Finding no appellate decisions directly on point, we are persuaded, by the textbook authorities and a straightforward construction of the Acts of 1785, 1851, and 1852, that the forty year period of § 77 is the required time of possession before one may acquire title by adverse possession in Philadelphia. Since appellant concededly had possession for no more than 32 years, the court was correct in granting appellees' motion for summary judgment.

Order affirmed.

NOTES

[1] These disabilities included, inter alia, persons under twenty-one years of age, married women, the insane, and the imprisoned. 12 P.S. § 73.

[2] Act of April 22, 1856, P.L. 532, § 1 (12 P.S. § 82) modified this exception and provided that even persons under a disability are barred from maintaining an action after the lapse of 30 years. See, Hunt v. Wall, 75 Pa. 413 (1874).

[3] The final chapter in the story was written by the Judicial Code, which repealed all of the foregoing statutes and imposed a uniform twenty-one year period for adverse possession. 42 Pa.C.S.A. § 5530; eff. June 27, 1978. Since the instant proceedings were begun prior to the Judicial Code's effective date, the Acts of 1851 and 1852 are the pertinent statutes to be construed.

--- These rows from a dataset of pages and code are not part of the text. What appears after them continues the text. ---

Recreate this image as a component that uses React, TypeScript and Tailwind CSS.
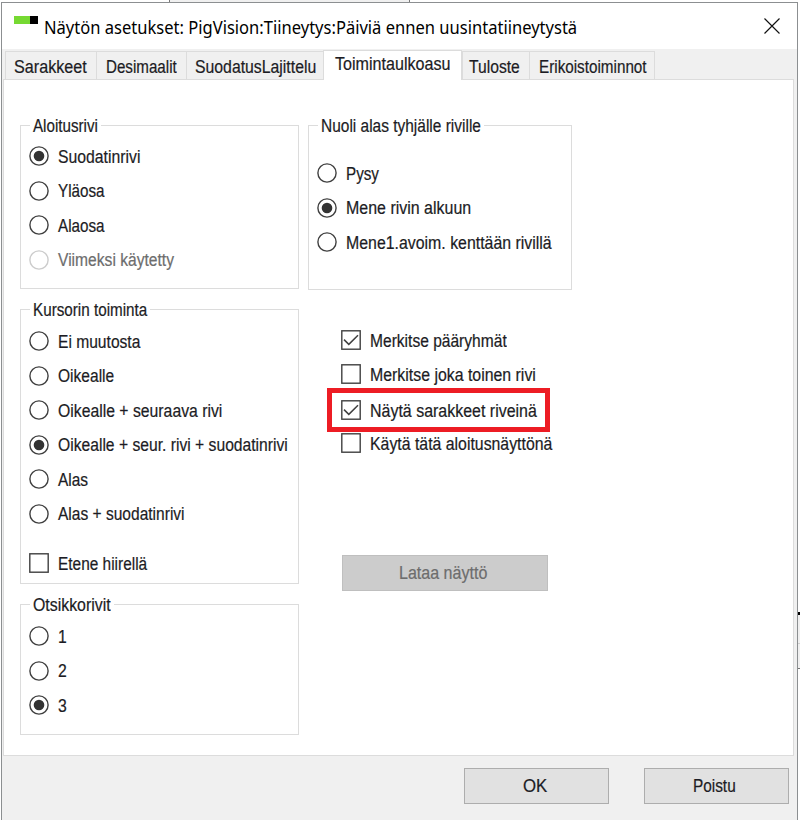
import { useLayoutEffect, useRef, useState } from "react";
import type { ReactNode } from "react";

/** Text condensed or widened horizontally so that it takes exactly `w` pixels. */
function Fit({ w, children, className = "" }: { w: number; children: string; className?: string }) {
  const ref = useRef<HTMLSpanElement>(null);
  const [scale, setScale] = useState(1);
  useLayoutEffect(() => {
    if (ref.current) setScale(w / ref.current.offsetWidth);
  }, [w]);
  return (
    <span className={`block shrink-0 whitespace-nowrap ${className}`} style={{ width: w }}>
      <span ref={ref} className="inline-block origin-left" style={{ transform: `scaleX(${scale})` }}>
        {children}
      </span>
    </span>
  );
}

type Option = { label: string; w: number; on?: boolean; disabled?: boolean };

function Radio({ label, w, on, disabled }: Option) {
  return (
    <div className={`flex h-[34.5px] items-center ${disabled ? "text-[#6d6d6d]" : ""}`}>
      <svg width="20" height="20" viewBox="0 0 20 20" className="mr-[9px] shrink-0">
        <circle cx="10" cy="10" r="9.1" fill="#fff" stroke={disabled ? "#cccccc" : "#404040"} strokeWidth="1.4" />
        {on && <circle cx="10" cy="10" r="5.3" fill="#333" />}
      </svg>
      <Fit w={w} className="pt-px">{label}</Fit>
    </div>
  );
}

function Check({ label, w, on }: Option) {
  return (
    <div className="flex h-[34px] items-center">
      <svg width="20" height="20" viewBox="0 0 20 20" className="mr-[9px] shrink-0">
        <rect x="0.8" y="0.8" width="18.4" height="18.4" fill="#fff" stroke="#404040" strokeWidth="1.4" />
        {on && <path d="M3 9.6 L7.8 14.4 L17 5.2" fill="none" stroke="#404040" strokeWidth="1.5" />}
      </svg>
      <Fit w={w} className="pt-px">{label}</Fit>
    </div>
  );
}

function Group({ title, w, className, children }: { title: string; w: number; className: string; children: ReactNode }) {
  return (
    <section className={`relative border border-[#dcdcdc] pl-[8px] ${className}`}>
      <h2 className="absolute -top-[11px] left-[9px] bg-white px-[3px] leading-[22px]">
        <Fit w={w}>{title}</Fit>
      </h2>
      {children}
    </section>
  );
}

const tabs = [
  { label: "Sarakkeet", w: 73, box: "w-[91px] pl-[8px]" },
  { label: "Desimaalit", w: 71, box: "w-[90px] pl-[9px]" },
  { label: "SuodatusLajittelu", w: 121, box: "w-[137px] pl-[8px]" },
  { label: "Toimintaulkoasu", w: 115, box: "w-[139px] pl-[11px]", active: true },
  { label: "Tuloste", w: 51, box: "w-[67px] pl-[6px]" },
  { label: "Erikoistoiminnot", w: 108, box: "w-[126px] pl-[9px]" },
];

const startRow: Option[] = [
  { label: "Suodatinrivi", w: 82, on: true },
  { label: "Yläosa", w: 47 },
  { label: "Alaosa", w: 47 },
  { label: "Viimeksi käytetty", w: 116, disabled: true },
];
const arrowDown: Option[] = [
  { label: "Pysy", w: 33 },
  { label: "Mene rivin alkuun", w: 125, on: true },
  { label: "Mene1.avoim. kenttään rivillä", w: 206 },
];
const cursor: Option[] = [
  { label: "Ei muutosta", w: 82 },
  { label: "Oikealle", w: 56 },
  { label: "Oikealle + seuraava rivi", w: 164 },
  { label: "Oikealle + seur. rivi + suodatinrivi", w: 230, on: true },
  { label: "Alas", w: 30 },
  { label: "Alas + suodatinrivi", w: 127 },
];
const headerRows: Option[] = [
  { label: "1", w: 9 },
  { label: "2", w: 9 },
  { label: "3", w: 9, on: true },
];

export default function App() {
  return (
    <div className="flex h-[820px] w-[800px] flex-col overflow-hidden bg-white font-['Liberation_Sans',Arial,sans-serif] text-[17.5px] leading-[22px] text-[#1c1c24]">
      <div className="flex h-[2px] shrink-0">
        <div className="w-[169px] bg-white" />
        <div className="w-px bg-[#777]" />
        <div className="w-[239px] bg-[#f0f0f0]" />
        <div className="w-px bg-[#777]" />
        <div className="flex-1 bg-white" />
      </div>
      <div className="flex min-h-0 flex-1">
        <div className="w-px bg-white" />
        <main className="flex w-[797px] flex-col border-x border-t border-[#8c8f91] bg-[#f0f0f0] [-webkit-text-stroke:0.2px]">
          <header className="flex h-[46px] shrink-0 bg-white [-webkit-text-stroke:0px]">
            <div className="mt-[13px] ml-[12px] flex h-[8px] w-[24px] shrink-0">
              <div className="w-[16px] bg-[#76d932]" />
              <div className="flex-1 bg-black" />
            </div>
            <h1 className="mt-[12px] ml-[6px] font-['Noto_Sans','Open_Sans',sans-serif] text-[17.5px] leading-[24px] text-black">
              <Fit w={533}>Näytön asetukset: PigVision:Tiineytys:Päiviä ennen uusintatiineytystä</Fit>
            </h1>
            <svg width="16" height="16" viewBox="0 0 16 16" className="mt-[15px] mr-[17px] ml-auto">
              <path d="M0.5 0.5 L15.5 15.5 M15.5 0.5 L0.5 15.5" stroke="#111" strokeWidth="1.15" />
            </svg>
          </header>
          <nav className="flex h-[30px] shrink-0 items-end pl-[3px]">
            {tabs.map((t) =>
              t.active ? (
                <div key={t.label} className={`relative z-10 -mb-px h-[30px] border-x border-t border-[#dcdcdc] bg-white pt-[2px] ${t.box}`}>
                  <Fit w={t.w}>{t.label}</Fit>
                </div>
              ) : (
                <div key={t.label} className={`h-[28px] border-t border-l border-[#dcdcdc] pt-[4px] last:border-r ${t.box}`}>
                  <Fit w={t.w}>{t.label}</Fit>
                </div>
              ),
            )}
          </nav>
          <div className="ml-px flex h-[677px] w-[791px] shrink-0 border border-[#dcdcdc] bg-white pt-[45px] pl-[16px]">
            <div className="w-[279px]">
              <Group title="Aloitusrivi" w={65} className="h-[164px] pt-[13px]">
                {startRow.map((o) => <Radio key={o.label} {...o} />)}
              </Group>
              <Group title="Kursorin toiminta" w={114} className="mt-[20px] h-[275px] pt-[14px]">
                {cursor.map((o) => <Radio key={o.label} {...o} />)}
                <div className="mt-[15px]"><Check label="Etene hiirellä" w={89} /></div>
              </Group>
              <Group title="Otsikkorivit" w={78} className="mt-[20px] h-[131px] pt-[14px]">
                {headerRows.map((o) => <Radio key={o.label} {...o} />)}
              </Group>
            </div>
            <div className="ml-[9px] w-[264px]">
              <Group title="Nuoli alas tyhjälle riville" w={160} className="h-[165px] pt-[30px]">
                {arrowDown.map((o) => <Radio key={o.label} {...o} />)}
              </Group>
              <div className="mt-[33px] pl-[33px]">
                <Check label="Merkitse pääryhmät" w={137} on />
                <Check label="Merkitse joka toinen rivi" w={166} />
                <div className="relative mt-[2px] -mb-px">
                  <Check label="Näytä sarakkeet riveinä" w={167} on />
                  <div className="absolute -top-[5px] -left-[14px] h-[44px] w-[223px] border-[5px] border-[#ed1c24]" />
                </div>
                <Check label="Käytä tätä aloitusnäyttönä" w={182} />
              </div>
              <button className="mt-[95px] ml-[34px] flex h-[36px] w-[206px] items-center justify-center border border-[#bfbfbf] bg-[#cccccc] pr-[4px] text-[#6d6d6d]">
                <Fit w={88}>Lataa näyttö</Fit>
              </button>
            </div>
          </div>
          <footer className="flex justify-end gap-[35px] pt-[12px] pr-[8px]">
            <button className="flex h-[36px] w-[145px] items-center justify-center border border-[#adadad] bg-[#e1e1e1] pr-[4px]">
              <Fit w={24}>OK</Fit>
            </button>
            <button className="flex h-[36px] w-[145px] items-center justify-center border border-[#adadad] bg-[#e1e1e1] pr-[4px]">
              <Fit w={43}>Poistu</Fit>
            </button>
          </footer>
        </main>
        <div className="flex flex-1 flex-col pt-[610px]">
          <div className="h-[3px] bg-black" />
          <div className="h-[28px] bg-[#f0f0f0]" />
          <div className="h-px bg-[#d0d0d0]" />
          <div className="h-[24px] bg-[#f0f0f0]" />
          <div className="h-px bg-[#777]" />
        </div>
      </div>
    </div>
  );
}
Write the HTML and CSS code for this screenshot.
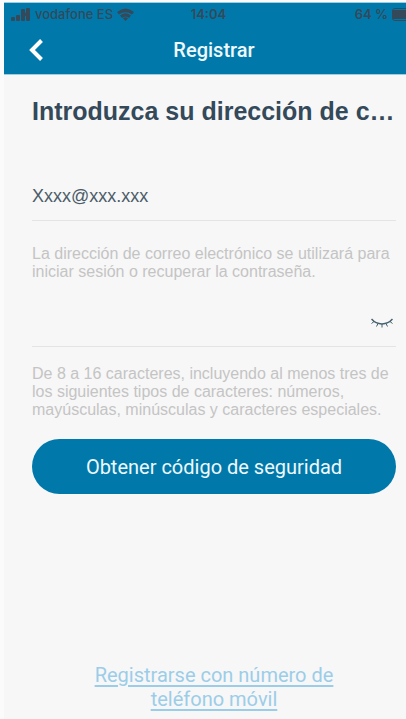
FILE: index.html
```html
<!DOCTYPE html>
<html lang="es">
<head>
<meta charset="utf-8">
<meta name="viewport" content="width=device-width, initial-scale=1">
<title>Registrar</title>
<link rel="stylesheet" href="styles.css">
</head>
<body>
<div class="screen">
  <header class="top">
    <div class="status">
      <div class="carrier">
        <svg class="signal" width="20" height="13" viewBox="0 0 20 13" aria-hidden="true"><rect x="0" y="9" width="4" height="4" rx="1"/><rect x="5" y="7" width="4" height="6" rx="1"/><rect x="10" y="1" width="4" height="12" rx="1"/><rect x="15" y="0" width="4" height="13" rx="1"/><path d="M12 3l6 8" stroke="#34495a" stroke-width="2"/></svg>
        <span>vodafone ES</span>
        <svg class="wifi" width="17" height="13" viewBox="0 0 17 13" aria-hidden="true"><path d="M0 4Q8.500-3 17 4L15 6.500Q8.500 2 2 6.500ZM3 7.500Q8.500 3 14 7.500L12 10Q8.500 7 5 10ZM6 10.500Q8.500 8 11 10.500L8.500 13Z"/></svg>
      </div>
      <span class="time">14:04</span>
      <div class="battery">
        <span>64 %</span>
        <svg width="14" height="13" viewBox="0 0 14 13" aria-hidden="true"><path d="M14 .5H3Q.5 .5 .5 3V10Q.5 12.500 3 12.500H14" fill="none" stroke="#34495a"/><rect x="1" y="2" width="13" height="9"/></svg>
      </div>
    </div>
    <nav class="bar">
      <button class="back" type="button" aria-label="Atrás"><svg width="16" height="24" viewBox="0 0 16 24" aria-hidden="true"><path d="M13.500 2.500L4 12L13.500 21.500" fill="none" stroke="#fff" stroke-width="4"/></svg></button>
      <span class="title">Registrar</span>
    </nav>
  </header>
  <main class="content">
    <h1>Introduzca su dirección de c…</h1>
    <form>
      <div class="field">
        <input type="email" value="Xxxx@xxx.xxx" aria-label="Correo electrónico" aria-describedby="mail-help">
      </div>
      <p class="help" id="mail-help">La dirección de correo electrónico se utilizará para iniciar sesión o recuperar la contraseña.</p>
      <div class="field">
        <input type="password" aria-label="Contraseña" aria-describedby="pass-help">
        <button class="eye" type="button" aria-label="Mostrar contraseña"><svg width="22" height="10" viewBox="0 0 22 10" fill="none" stroke="#45606f" aria-hidden="true"><path d="M.5 1C6 7.500 16 7.500 21.500 1" stroke-width="1.500"/><path d="M3 3.500L.5 5.500M7 5.500L5.500 8.500M11 6V9.500M15 5.500L16.500 8.500M19 3.500L21.500 5.500"/></svg></button>
      </div>
      <p class="help rules" id="pass-help">De 8 a 16 caracteres, incluyendo al menos tres de los siguientes tipos de caracteres: números, mayúsculas, minúsculas y caracteres especiales.</p>
      <button class="submit" type="submit">Obtener código de seguridad</button>
    </form>
    <a class="phone" href="#">Registrarse con número de teléfono móvil</a>
  </main>
</div>
</body>
</html>
```
FILE: styles.css
```css
* { box-sizing: border-box; }
body {
  margin: 0;
  background: #fbfbfb;
  color: #34495a;
  font-family: "Liberation Sans", Arial, sans-serif;
}
button { border: 0; padding: 0; background: none; cursor: pointer; }
svg { display: block; flex: none; }
.screen {
  display: flex;
  flex-direction: column;
  min-height: 100vh;
  padding: 2px 0 0 4px;
}
.top {
  background: #0079aa;
  border: 1px solid #9fcde0;
  border-width: 1px 0;
}
.status {
  display: grid;
  grid-template-columns: 1fr auto 1fr;
  align-items: center;
  height: 22px;
  padding-left: 7px;
  font-size: 13px;
  font-family: Inter, sans-serif;
  font-weight: 600;
}
.status svg { fill: #34495a; }
.carrier, .battery { display: flex; align-items: center; gap: 4px; }
.carrier { font-weight: 500; }
.battery { justify-content: flex-end; }
.bar {
  display: grid;
  grid-template-columns: 48px 1fr 48px;
  align-items: center;
  height: 49px;
  padding: 0 10px 0 24px;
}
.back { justify-self: start; }
.title {
  padding-left: 4px;
  color: #eef8fc;
  font: 500 20px Roboto, sans-serif;
  text-align: center;
}
.content {
  display: flex;
  flex: 1;
  flex-direction: column;
  padding: 20px 10px 8px 28px;
  background: #f7f7f7;
}
h1 {
  margin: 0 0 46px;
  font-size: 25px;
  line-height: 32px;
  white-space: nowrap;
}
.field {
  display: flex;
  align-items: center;
  height: 48px;
  border-bottom: 1px solid #e4e4e4;
}
.field input {
  flex: 1;
  min-width: 0;
  padding: 0;
  border: 0;
  outline: 0;
  background: none;
  color: #4b5c68;
  font: 18px "Liberation Sans", Arial, sans-serif;
}
.eye { padding: 0 3px; }
.help {
  margin: 24px 0 18px;
  color: #c4c4c4;
  font-size: 16px;
  line-height: 18px;
}
.rules { margin: 18px 0 20px; }
.submit {
  display: block;
  width: 100%;
  height: 55px;
  border-radius: 28px;
  background: #0079aa;
  color: #eef8fc;
  font: 20px Roboto, sans-serif;
}
.phone {
  align-self: center;
  max-width: 260px;
  margin-top: auto;
  color: #9ccde8;
  font: 20px/24px Roboto, sans-serif;
  text-align: center;
  text-underline-offset: 3px;
}
```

[4] When the words of a statute (§ 77) are not explicit, the intent of the legislature may be ascertained by considering the former law, including other statutes upon the same or similar subjects, (§ 72). Statutory Construction Act, 1 Pa.C.S.A. § 1921(c)(5).

[5] Judge Doty suggested that a possible rationale for the special treatment accorded lands within Philadelphia is that the legislature was trying to protect absentee owners who had migrated to the suburbs of Philadelphia en masse in the 1840's and 1850's. 3 P.C.R. at 64.